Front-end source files
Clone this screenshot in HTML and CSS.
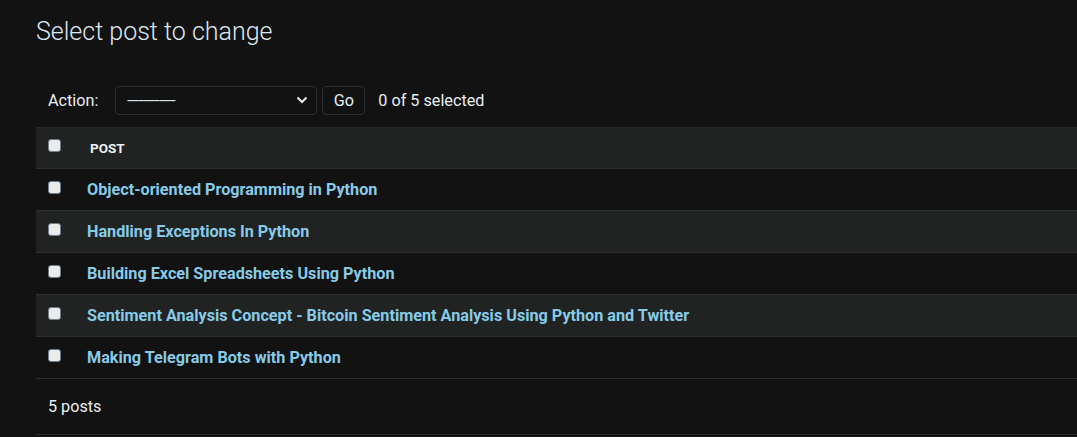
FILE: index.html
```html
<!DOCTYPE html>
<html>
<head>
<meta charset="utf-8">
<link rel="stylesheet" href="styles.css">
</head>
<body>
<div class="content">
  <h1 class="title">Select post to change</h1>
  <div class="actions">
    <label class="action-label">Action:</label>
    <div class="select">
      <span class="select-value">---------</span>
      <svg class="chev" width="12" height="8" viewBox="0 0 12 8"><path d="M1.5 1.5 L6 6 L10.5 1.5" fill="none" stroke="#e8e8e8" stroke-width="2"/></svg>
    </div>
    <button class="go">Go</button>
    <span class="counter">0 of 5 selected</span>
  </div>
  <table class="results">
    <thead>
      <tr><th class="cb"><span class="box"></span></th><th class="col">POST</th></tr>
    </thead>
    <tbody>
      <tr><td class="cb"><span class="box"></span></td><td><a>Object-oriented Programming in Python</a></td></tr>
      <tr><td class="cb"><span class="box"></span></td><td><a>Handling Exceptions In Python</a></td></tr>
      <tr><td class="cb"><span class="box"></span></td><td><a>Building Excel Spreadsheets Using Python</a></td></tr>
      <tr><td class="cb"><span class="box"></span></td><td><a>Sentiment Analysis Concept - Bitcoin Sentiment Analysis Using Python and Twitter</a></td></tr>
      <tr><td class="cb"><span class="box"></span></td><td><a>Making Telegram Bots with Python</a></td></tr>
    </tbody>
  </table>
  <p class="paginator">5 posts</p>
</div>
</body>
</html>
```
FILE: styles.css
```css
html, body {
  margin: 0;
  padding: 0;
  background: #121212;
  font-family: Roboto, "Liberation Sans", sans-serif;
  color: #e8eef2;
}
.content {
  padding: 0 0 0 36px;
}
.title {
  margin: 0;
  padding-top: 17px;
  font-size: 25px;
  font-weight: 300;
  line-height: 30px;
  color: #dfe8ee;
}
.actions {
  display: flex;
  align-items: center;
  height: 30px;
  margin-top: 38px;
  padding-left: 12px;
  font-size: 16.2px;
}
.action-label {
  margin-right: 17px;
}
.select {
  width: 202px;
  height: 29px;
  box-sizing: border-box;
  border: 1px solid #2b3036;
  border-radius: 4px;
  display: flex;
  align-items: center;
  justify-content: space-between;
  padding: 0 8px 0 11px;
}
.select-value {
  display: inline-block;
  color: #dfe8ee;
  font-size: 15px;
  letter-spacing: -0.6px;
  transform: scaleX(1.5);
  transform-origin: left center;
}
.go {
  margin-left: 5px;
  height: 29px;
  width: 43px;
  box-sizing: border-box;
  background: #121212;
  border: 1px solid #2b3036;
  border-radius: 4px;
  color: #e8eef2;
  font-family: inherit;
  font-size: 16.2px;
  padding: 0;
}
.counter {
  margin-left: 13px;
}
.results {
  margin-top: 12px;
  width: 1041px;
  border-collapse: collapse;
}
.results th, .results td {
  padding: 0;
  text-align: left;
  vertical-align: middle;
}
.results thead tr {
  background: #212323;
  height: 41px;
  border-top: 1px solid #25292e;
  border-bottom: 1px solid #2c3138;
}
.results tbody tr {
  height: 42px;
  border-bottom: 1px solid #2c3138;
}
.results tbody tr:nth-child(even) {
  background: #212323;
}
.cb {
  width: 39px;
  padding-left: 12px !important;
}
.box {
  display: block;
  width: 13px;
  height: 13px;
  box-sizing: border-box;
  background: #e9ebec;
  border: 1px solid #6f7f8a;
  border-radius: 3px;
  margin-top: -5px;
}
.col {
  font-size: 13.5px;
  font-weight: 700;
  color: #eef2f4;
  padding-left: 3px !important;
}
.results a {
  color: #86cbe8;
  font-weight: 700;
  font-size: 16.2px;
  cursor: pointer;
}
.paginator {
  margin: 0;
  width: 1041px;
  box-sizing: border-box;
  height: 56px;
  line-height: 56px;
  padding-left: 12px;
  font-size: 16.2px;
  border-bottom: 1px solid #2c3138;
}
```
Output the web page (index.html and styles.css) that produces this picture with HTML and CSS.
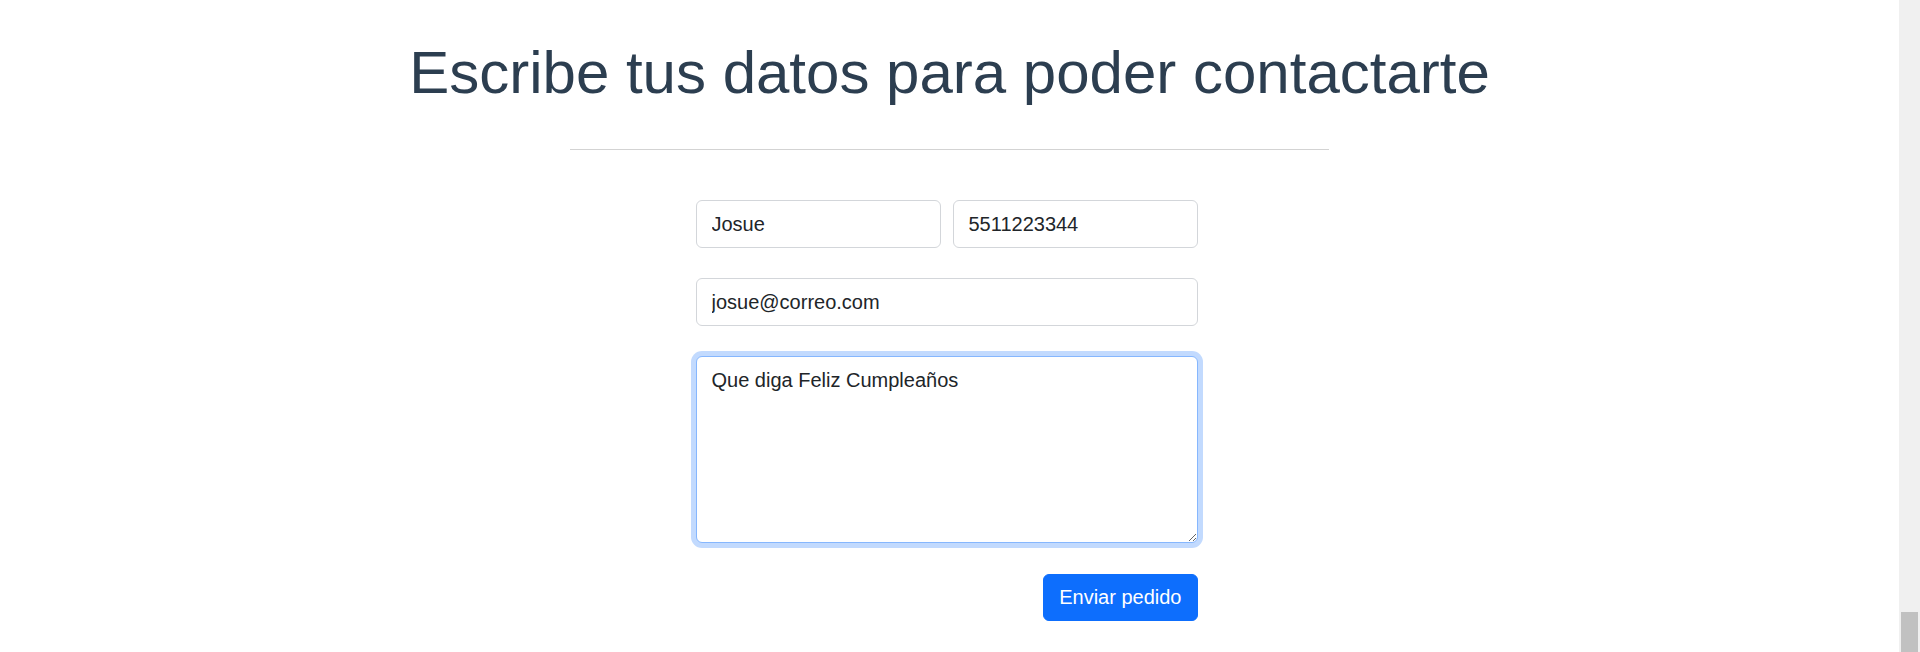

* **Exercise aim**: Omit the pictures and give the material again, exactly and in full.

* **Correct output**:
Clone this screenshot in HTML and CSS.
FILE: index.html
```html
<!DOCTYPE html>
<html>
<head>
<meta charset="utf-8">
<link rel="stylesheet" href="styles.css">
</head>
<body>
<div class="content">
  <h1 class="title">Select post to change</h1>
  <div class="actions">
    <label class="action-label">Action:</label>
    <div class="select">
      <span class="select-value">---------</span>
      <svg class="chev" width="12" height="8" viewBox="0 0 12 8"><path d="M1.5 1.5 L6 6 L10.5 1.5" fill="none" stroke="#e8e8e8" stroke-width="2"/></svg>
    </div>
    <button class="go">Go</button>
    <span class="counter">0 of 5 selected</span>
  </div>
  <table class="results">
    <thead>
      <tr><th class="cb"><span class="box"></span></th><th class="col">POST</th></tr>
    </thead>
    <tbody>
      <tr><td class="cb"><span class="box"></span></td><td><a>Object-oriented Programming in Python</a></td></tr>
      <tr><td class="cb"><span class="box"></span></td><td><a>Handling Exceptions In Python</a></td></tr>
      <tr><td class="cb"><span class="box"></span></td><td><a>Building Excel Spreadsheets Using Python</a></td></tr>
      <tr><td class="cb"><span class="box"></span></td><td><a>Sentiment Analysis Concept - Bitcoin Sentiment Analysis Using Python and Twitter</a></td></tr>
      <tr><td class="cb"><span class="box"></span></td><td><a>Making Telegram Bots with Python</a></td></tr>
    </tbody>
  </table>
  <p class="paginator">5 posts</p>
</div>
</body>
</html>
```
FILE: styles.css
```css
html, body {
  margin: 0;
  padding: 0;
  background: #121212;
  font-family: Roboto, "Liberation Sans", sans-serif;
  color: #e8eef2;
}
.content {
  padding: 0 0 0 36px;
}
.title {
  margin: 0;
  padding-top: 17px;
  font-size: 25px;
  font-weight: 300;
  line-height: 30px;
  color: #dfe8ee;
}
.actions {
  display: flex;
  align-items: center;
  height: 30px;
  margin-top: 38px;
  padding-left: 12px;
  font-size: 16.2px;
}
.action-label {
  margin-right: 17px;
}
.select {
  width: 202px;
  height: 29px;
  box-sizing: border-box;
  border: 1px solid #2b3036;
  border-radius: 4px;
  display: flex;
  align-items: center;
  justify-content: space-between;
  padding: 0 8px 0 11px;
}
.select-value {
  display: inline-block;
  color: #dfe8ee;
  font-size: 15px;
  letter-spacing: -0.6px;
  transform: scaleX(1.5);
  transform-origin: left center;
}
.go {
  margin-left: 5px;
  height: 29px;
  width: 43px;
  box-sizing: border-box;
  background: #121212;
  border: 1px solid #2b3036;
  border-radius: 4px;
  color: #e8eef2;
  font-family: inherit;
  font-size: 16.2px;
  padding: 0;
}
.counter {
  margin-left: 13px;
}
.results {
  margin-top: 12px;
  width: 1041px;
  border-collapse: collapse;
}
.results th, .results td {
  padding: 0;
  text-align: left;
  vertical-align: middle;
}
.results thead tr {
  background: #212323;
  height: 41px;
  border-top: 1px solid #25292e;
  border-bottom: 1px solid #2c3138;
}
.results tbody tr {
  height: 42px;
  border-bottom: 1px solid #2c3138;
}
.results tbody tr:nth-child(even) {
  background: #212323;
}
.cb {
  width: 39px;
  padding-left: 12px !important;
}
.box {
  display: block;
  width: 13px;
  height: 13px;
  box-sizing: border-box;
  background: #e9ebec;
  border: 1px solid #6f7f8a;
  border-radius: 3px;
  margin-top: -5px;
}
.col {
  font-size: 13.5px;
  font-weight: 700;
  color: #eef2f4;
  padding-left: 3px !important;
}
.results a {
  color: #86cbe8;
  font-weight: 700;
  font-size: 16.2px;
  cursor: pointer;
}
.paginator {
  margin: 0;
  width: 1041px;
  box-sizing: border-box;
  height: 56px;
  line-height: 56px;
  padding-left: 12px;
  font-size: 16.2px;
  border-bottom: 1px solid #2c3138;
}
```
Output the web page (index.html and styles.css) that produces this picture with HTML and CSS.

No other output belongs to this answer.